В статье показано влияние тех приемов и структур, которые возникали на телевидении в ходе его развития, прежде всего, в жанрах телевизионной журналистики, – на художественные формы, в том числе и на жанр многосерийного телефильма. Подробно прослежено использование фигуры комментатора, напоминающего тех, с кем мы встречаемся каждодневно на телевизионных экранах: повествователя-историка в «Операции «Трест», закадрового ведущего (с голосом Е. Копеляна) в «Семнадцати мгновениях весны». В статье приведен сходный творческий прием, использованный в практике зарубежного сериала (историк в итальянской «Жизни Леонардо») и т. д.
Статья Николая Хренова «Восприятие многосерийного телефильма как социально-психологическая проблема» предлагает взглянуть на новое художественное явление с позиции смежных наук. В частности, автор обращается к процессам, происходящим в сознании зрителя во время просмотра фильма. Он цитирует известных авторов, режиссера Рене Клера, киноведа Зигфрида Кракауэра (в ту пору исследование нашего коллеги Валентина Михалковича еще не было написано), которые сравнивали этот процесс со сновидением.
Спорит с ними. «Наша гипотеза состоит в том, что мы можем говорить о сновидении всякий раз, как только наше «я» вытесняет «мы» [202]. Подробно обосновывает различие между этими понятиями и доказывает свою позицию на анализе не только научных источников, но и художественной кинематографической практики. Считает, что «зритель, сам того не осознавая, идет в кино и театр не ради фильма или спектакля (часто он не знает имен ни режиссера, ни актера), а ради того, чтобы ощутить это состояние «мы», высший миг единения, или, как выражается В. Бехтерев, «сочетательный рефлекс» [203].

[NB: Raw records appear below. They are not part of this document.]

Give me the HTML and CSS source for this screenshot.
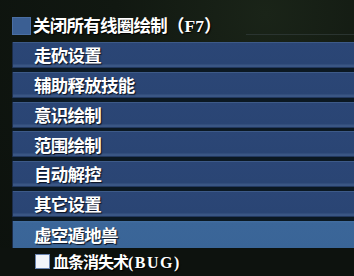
FILE: index.html
```html
<!DOCTYPE html>
<html lang="zh-CN">
<head>
<meta charset="utf-8">
<link rel="stylesheet" href="styles.css">
</head>
<body>
<div class="panel">
  <div class="header">
    <span class="box"></span>
    <span class="label">关闭所有线圈绘制<span class="latin">（F7）</span></span>
    <span class="frame-top"></span>
  </div>
  <div class="menu">
    <div class="bar">走砍设置</div>
    <div class="bar">辅助释放技能</div>
    <div class="bar">意识绘制</div>
    <div class="bar">范围绘制</div>
    <div class="bar">自动解控</div>
    <div class="bar">其它设置</div>
    <div class="bar active">虚空遁地兽</div>
  </div>
  <div class="sub">
    <span class="wbox"></span>
    <span class="sublabel">血条消失术<span class="latin2">(BUG)</span></span>
  </div>
</div>
</body>
</html>
```
FILE: styles.css
```css
html, body {
  margin: 0;
  padding: 0;
}
body {
  width: 354px;
  height: 276px;
  overflow: hidden;
  background: radial-gradient(ellipse at 75% 5%, #1a2418 0%, #111811 40%, #0c110d 100%);
  font-family: "Noto Sans CJK SC", "Liberation Serif", sans-serif;
  color: #ffffff;
}
.panel {
  display: flex;
  flex-direction: column;
  padding-top: 10px;
}
.header {
  position: relative;
  display: flex;
  align-items: center;
  height: 31px;
  padding-left: 12px;
  gap: 2px;
}
.box {
  width: 19px;
  height: 18px;
  background: #3b5f93;
  box-shadow: inset 0 0 0 1px #4a6ea2;
}
.label {
  font-size: 17.5px;
  letter-spacing: -0.75px;
  font-weight: 700;
  line-height: 1;
  text-shadow: 1px 1px 1px #000;
}
.latin {
  font-family: "Liberation Serif", "Noto Sans CJK SC", serif;
  letter-spacing: 0;
}
.frame-top {
  position: absolute;
  left: 246px;
  right: 0;
  bottom: 6px;
  height: 1px;
  background: #2a3430;
}
.menu {
  display: flex;
  flex-direction: column;
  gap: 3.8px;
  margin-left: 12px;
  margin-top: 1px;
  background: #0b1822;
}
.bar {
  height: 26px;
  display: flex;
  align-items: center;
  padding-left: 21px;
  font-size: 17.5px;
  letter-spacing: -0.75px;
  font-weight: 700;
  line-height: 1;
  text-shadow: 1px 1px 1px #0a1020;
  background: linear-gradient(to bottom,
    #3d5a88 0px, #3d5a88 1px,
    #2b4676 1px, #2a4574 22px,
    #3a5684 23px, #3a5684 25px,
    #22385e 25px, #22385e 26px);
  border-left: 1px solid #1b2c48;
}
.bar.active {
  height: 27px;
  background: linear-gradient(to bottom, #4470a2 0px, #3b6699 2px, #3a6597 100%);
}
.sub {
  display: flex;
  align-items: center;
  height: 28px;
  padding-left: 35px;
  gap: 3px;
  background: #0d120e;
}
.wbox {
  width: 13px;
  height: 13px;
  background: #f2f5fa;
  border: 1px solid #6b85b0;
}
.sublabel {
  font-size: 16px;
  letter-spacing: -1px;
  font-weight: 700;
  line-height: 1;
  text-shadow: 1px 1px 1px #000;
}
.latin2 {
  font-family: "Liberation Serif", "Noto Sans CJK SC", serif;
  font-size: 16px;
  letter-spacing: 1.5px;
}
```
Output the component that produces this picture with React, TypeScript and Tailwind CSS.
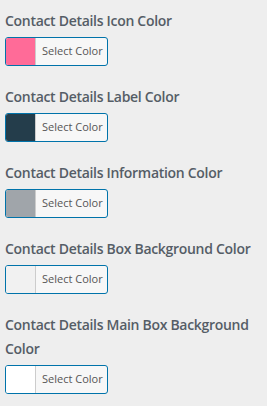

Юрий Богомолов в статье «Телеэкран, серийность и проблемы художественного времени» обратился к анализу важной составляющей телевизионной формы. В первой же фразе статьи мы читаем: «Время в многосерийном телефильме представляется одним из самых существенных первоэлементов его художественной структуры» [204]. Все последующее в тексте автора посвящено всестороннему анализу такой важной составляющей экранной образности, какой является время.